Tuesday, August 13, 2013

Random Thoughts That Go Through My Head While Working the Graveyard Shift

Well, I had honestly hoped that we would be settling in to our new place in Las Vegas by now. I had a lot of hope for this. I have been contacted several times by several places there for employment. It is so hard turning down interviews. I'm pretty sure that I would have a job in less than a day if I went there and tried. It's not smart though, or realistic to even interview until Dan has a job there. There is no way we could live on my income and it would not be smart to leave what he has here to go to nothing. I will say though, just as I told Dan yesterday. I am at a point where the thoughts keep running through my mind that we should just go and hope for the best. I know what sounds terrible and we won't do it, but I would be lying if I said I hadn't thought about it. It isn't just me thinking things and wanting to go, my soul needs a new outlook and new scenery. I'm withering away here these days. 

In 6 days Aubree and Jake will start school. Aubree is a Sophomore at Timpanogos High School and Jake is starting 7th grade at Orem Jr. High. I am having a very hard time accepting that Jake is this old. He is my baby. He has also started into football again. He LOVES football and this year Dan is helping coach Jakes team. He is coaching the lineman, which Jake is. Should be fun for both of them. Megan will start her senior year at Timpanogos in 7 days. She is at this point working 2 jobs. She has one at Seven Peaks and it is a summer job, so she prepared for the end and got another job. She is tired and worn out, but she is keeping her word to the first job and learning the other one for this week. Then she will be working at Wendy's on Center and Geneva Rd in Provo. They must have liked her, they pretty much hired her on the spot. Kyler is working at Winco and Wiseguyz (We can't get him to leave there for some reason). He is talking about moving out and into a place with some friends. We aren't really sure about all of this, but he does need to get out on his own so we are trying to support him. He's also in the process of trying to buy a car. The realities are setting in. Payment, insurance, rent, utilities, etc. Hard things to learn. Hopefully he will find his way and be settled and happy. He is not going to school this semester. A bunch of things got away from us and he isn't ready for this one. He will go again in January hopefully. 
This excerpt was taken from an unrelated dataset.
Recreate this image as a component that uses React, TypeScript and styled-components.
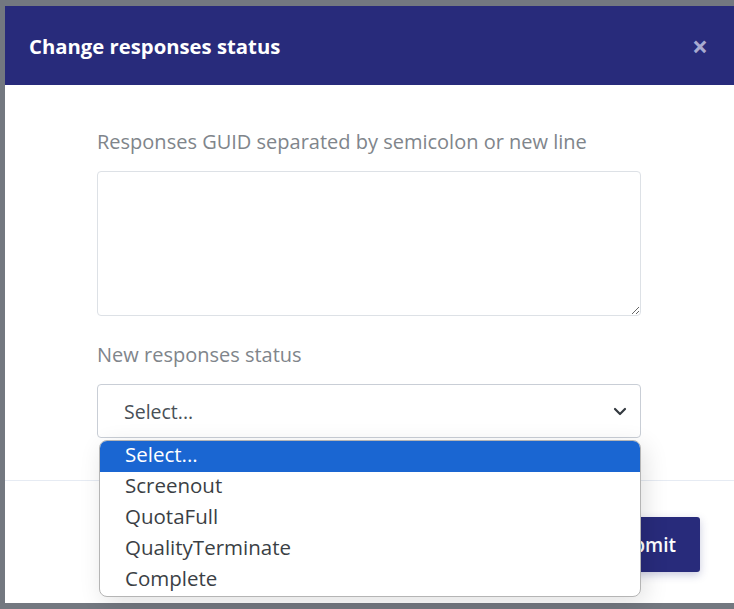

Dan recently quit his second job at Vivint. I am working full time and he was running on empty all of the time from working 16 hour days. It is nice to have him around more. I know I am a whiner because I never want him to leave, but this has given him a chance to do things like coaching football and actually being able to attend things with and for the kids. He does have more opportunity to work on his hobby (photography) so that makes him happy. Hopefully I can make up the difference of him not working. He recently got a tattoo. His first. It is supposed to say "Not all who wander are lost!" but somehow the wander got turned in to wonder. It works both ways, but he will have it fixed soon. If I work up enough courage to go do it, we will get matching tattoos of the infinity sign on our ring fingers. Dan has caught the Tat fever now and has a new idea for new tattoos all of the time now. The next one he will get besides the ring finger one will be on his chest, over his heart and will be the kids birth dates. It is nice to feel free of guilt when doing things like getting a tattoo. These are all very meaningful and tasteful, but would have been a big no no a year ago ;-)
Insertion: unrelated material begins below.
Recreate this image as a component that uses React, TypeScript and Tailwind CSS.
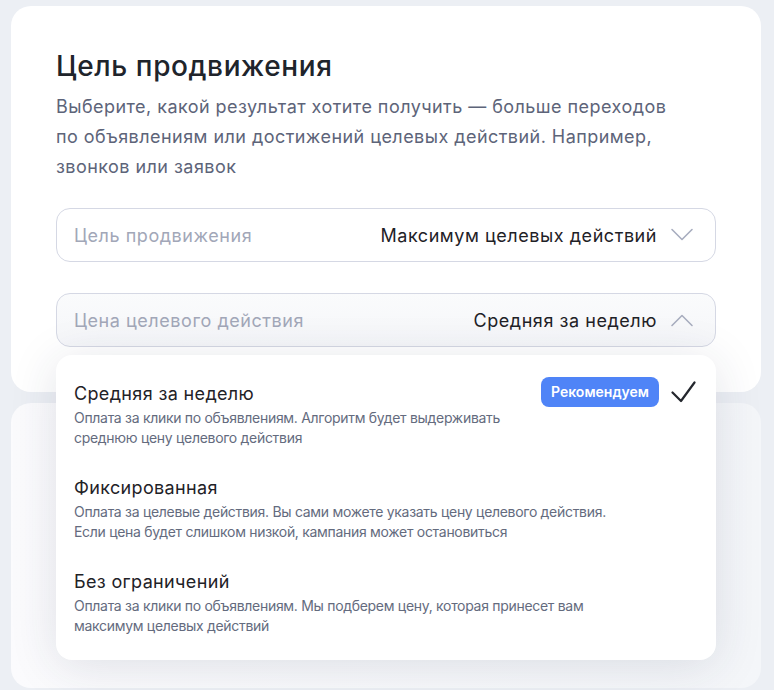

Below is something I came across today. I has been on my mind since I saw it. It describes me and many of the decisions I have made over the past year or so. I am very aware that many/most of you don't agree with most of my decisions, but I appreciate the respect to let me/us make them without disowning me or outcasting me. I have really had bad experiences over these decisions and would like to be able to move on and keep at least some of my friends and family intact. Here it is...
This is honestly the best way I can describe these decisions. Also, this is the counsel I have received for people professionally, religiously, personally, etc. As you can probably tell, I have been aching for people to understand me and why I do or have done the things I do. I generally feel as though I am walking the path alone. Although, I do have Dan. I am sure though that there are times he wishes he didn't have my issues and things to deal with. It can't be easy being him. Always wondering and worrying when I may crash and he will have to go back to not only being the sole person caring for our family, but have me to take care of as well. I don't know how I managed to luck out and get him for my husband, but I did and I love him.

OK, enough of my middle of the night rantings. I'm sure I'll be back again soon with more.